Mi ero letto “L’origine della famiglia della proprietà privata e dello Stato” di Engels. E alla fine del libro, Engels cita per intero una pagina di Lewis H. Morgan, un antropologo americano.
Oh, praticamente hai buttato giù un disco-manifesto marxista. La sinistra riparta da Poesia & Civiltà. Chissà cosa diranno i tuoi vecchi fan.
Sai, è vero, sono molto curioso di capire come i vecchi fan prenderanno questo disco.
Quello che penso io è che sì, sei un po’ cambiato, inevitabilmente sei cresciuto artisticamente, sei maturato. Ma anche questo rimane un tuo disco, riconoscibile nei tratti e nelle tante sfumature. La tua impronta si sente. Forse un po’ diverso dai tuoi vecchi lavori.

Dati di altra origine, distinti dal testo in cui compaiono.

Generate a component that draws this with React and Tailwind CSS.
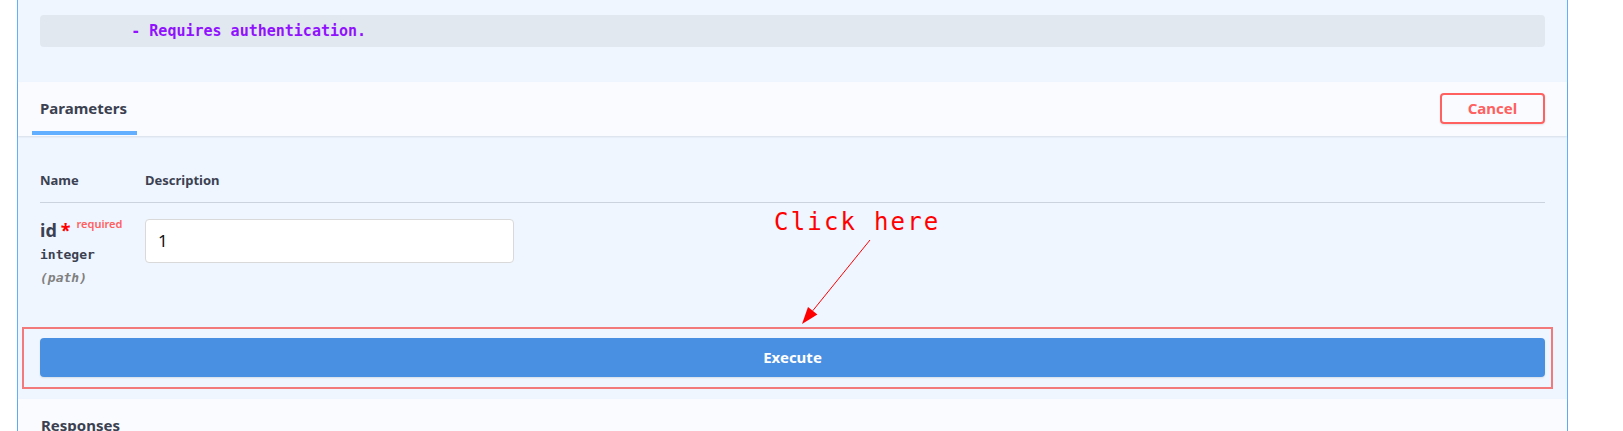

Sì abbastanza, perché è meno variegato, ci sono meno elementi, meno colori. In questo disco cerco di mantenere il discorso dentro quei colori. Ho voluto indirizzare la produzione in un senso, mettere a fuoco alcuni aspetti.
Come ti dicevo prima, mi ha fatto ricordare molte cose di Franco Battiato. Forse non solo con la canzone “Adamo”.
Mi è venuto naturale fare riferimento ai dischi ed agli arrangiamenti della canzone d’autore degli anni ’70 e di cercare un punto di unione tra quel mondo e le suggestioni più forti che ho avuto negli ultimi anni.
Quindi anche roba straniera?
Negli ultimi periodi ho ascoltato moltissimo Sun Kil Moon, Sufjan Stevens e Father John Misty.
Poi il disco l’hai anche registrato negli Stati Uniti
Ho avuto la grande opportunità di confrontarmi con professionisti provenienti da un contesto musicale diverso dal mio, come Marco Buccelli, produttore di Xenia Rubinos oltre che mio collaboratore storico, o Rob Moose, che ha scritto per artisti come Alabama Shakes, Bon Iver, Sufjan Stevens e Paul Simon.
Quando sento Bon Iver mi viene sempre voglia di bere. E qui vedo che abbiamo quasi finito la seconda bottiglia di vino, per ritornare ai burroni. Io ti vorrei fare altre 200 domande ma forse basta così, facciamo che noi ci finiamo questa seconda bottiglia di vino e invitiamo tutti ad ascoltare il tuo album.
Va bene. Però dopo ti vorrei offrire anche un po’ di nocino.
Ok, un bicchiere però. Anzi, facciamo due. Evviva i burroni.